2. Irrelevant Covariates:
   • Adding irrelevant covariates (features unrelated to Y) increases the MSE for both Bagging and RF, primarily by increasing the bias term. Both methods can mistakenly split on irrelevant features due to noise.
   • Finding: Randomization further increases bias in the presence of irrelevant covariates because it increases the chance of selecting an irrelevant feature at splits where the relevant ones are excluded. Since bias becomes a larger component of the error, the negative impact of randomization on bias often outweighs its positive impact on variance.
   • Implication: Bagging tends to outperform RF when many irrelevant covariates are present. The optimal mtry (number of features to try) might need to be higher (closer to Bagging) in such scenarios.
3. Correlated Covariates:
   • Introducing positive correlation between covariates (using a multivariate normal with constant pairwise correlation $\rho$) has a significant effect.
   • Finding: Correlation reduces the MSE for both Bagging and RF compared to the independent case ($\rho=0$). This reduction is mainly driven by a decrease in the bias term.
   • Finding: While randomization still tends to increase bias relative to Bagging, the overall bias levels are lower in the correlated setting. Since variance reduction from randomization remains effective, and bias is less problematic overall, RF tends to outperform Bagging when covariates are correlated. The relative advantage of RF often increases with the correlation strength $\rho$.
   • Finding: With perfect correlation ($\rho=1$), Bagging and RF perform identically, as randomization becomes irrelevant (all features provide the same split information).
   • Implication: In many real-world datasets where covariates are correlated, RF is likely to be effective. The bias reduction observed for both methods due to correlation is a key finding, suggesting averaging helps reduce bias in correlated settings, not just variance.
4. Correlated and Irrelevant Covariates: Correlation can mitigate the negative impact of irrelevant covariates on RF's relative performance. Even with many irrelevant features, if they are also correlated, RF can still outperform Bagging if the correlation is strong enough.
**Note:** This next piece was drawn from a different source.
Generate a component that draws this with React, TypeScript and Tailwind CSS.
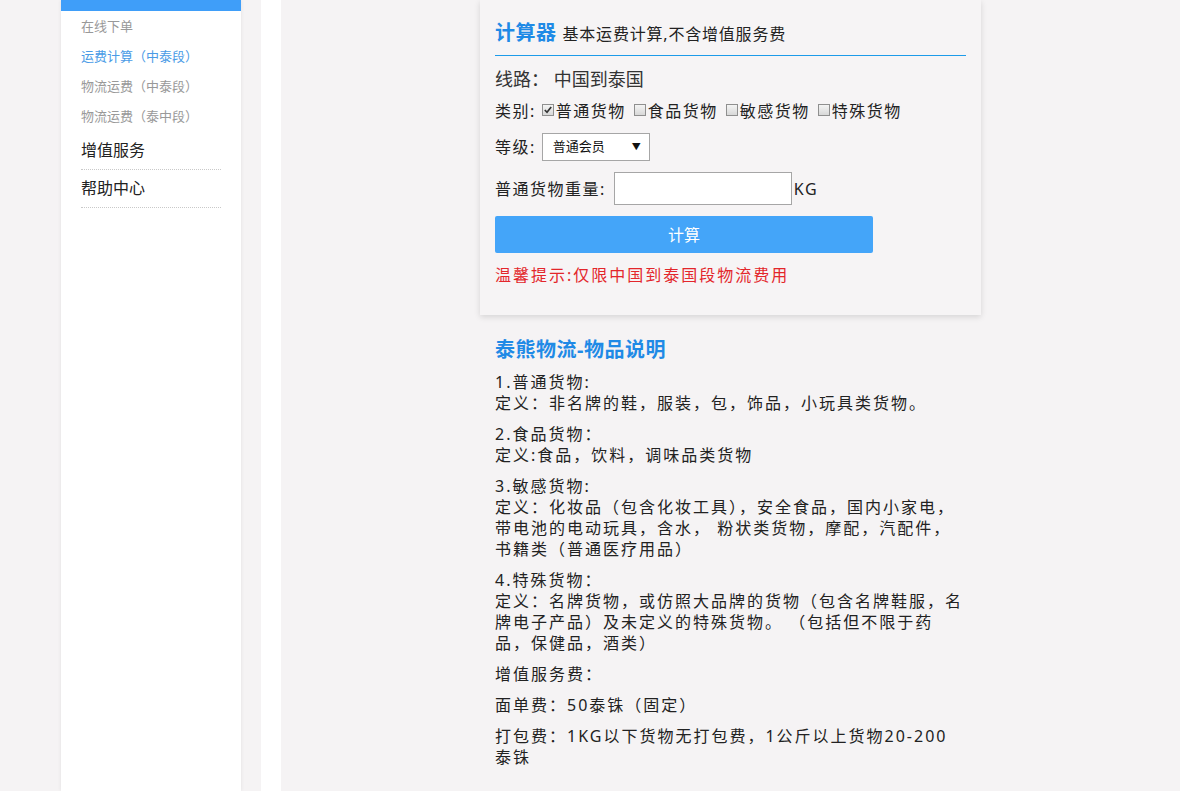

Practical Implications and Implementation Considerations

• Choice between RF and Bagging: The decision depends on data characteristics beyond just SNR.
  • Favor Random Forest in low SNR settings, or when covariates are known to be substantially correlated.
  • Consider Bagging (or RF with high mtry) in high SNR settings, especially if bias is a concern, if covariates have heavy tails, or if there are many known irrelevant features.
• Hyperparameter mtry: The optimal level of randomization (mtry) is context-dependent. The default $p/3$ might not be optimal. Lower mtry (more randomization) is beneficial for variance reduction (good in low SNR, correlated data) but can increase bias (bad with tails, irrelevant features).
• Evaluation: Comparing methods using relative MSE on normalized data provides a clearer picture. Be explicit about the bias-variance decomposition used. Small relative differences (e.g., <5%) might not be practically significant, depending on the application. Test statistical significance.
• Bias Reduction via Correlation: The finding that correlation reduces bias for both Bagging and RF suggests ensemble methods inherently benefit from feature dependencies in ways beyond simple variance reduction, particularly impacting bias.

Conclusion

The paper provides a nuanced answer to "When do Random Forests work?". Split randomization is effective when its variance reduction outweighs its potential bias increase. This occurs primarily in low SNR environments (where variance dominates) and, significantly, in the presence of correlated covariates (which reduces overall bias for both methods, making the variance reduction from RF more advantageous). Randomization can be detrimental (relative to Bagging) in high SNR settings, especially when data has heavy-tailed covariate distributions or many irrelevant features, as these conditions exacerbate the bias increase caused by randomization. The paper highlights that covariate structure (tails, irrelevance, correlation) plays a crucial role alongside SNR in determining the effectiveness of Random Forests. The discovery that correlation reduces bias in ensemble methods is presented as a potentially important avenue for future research.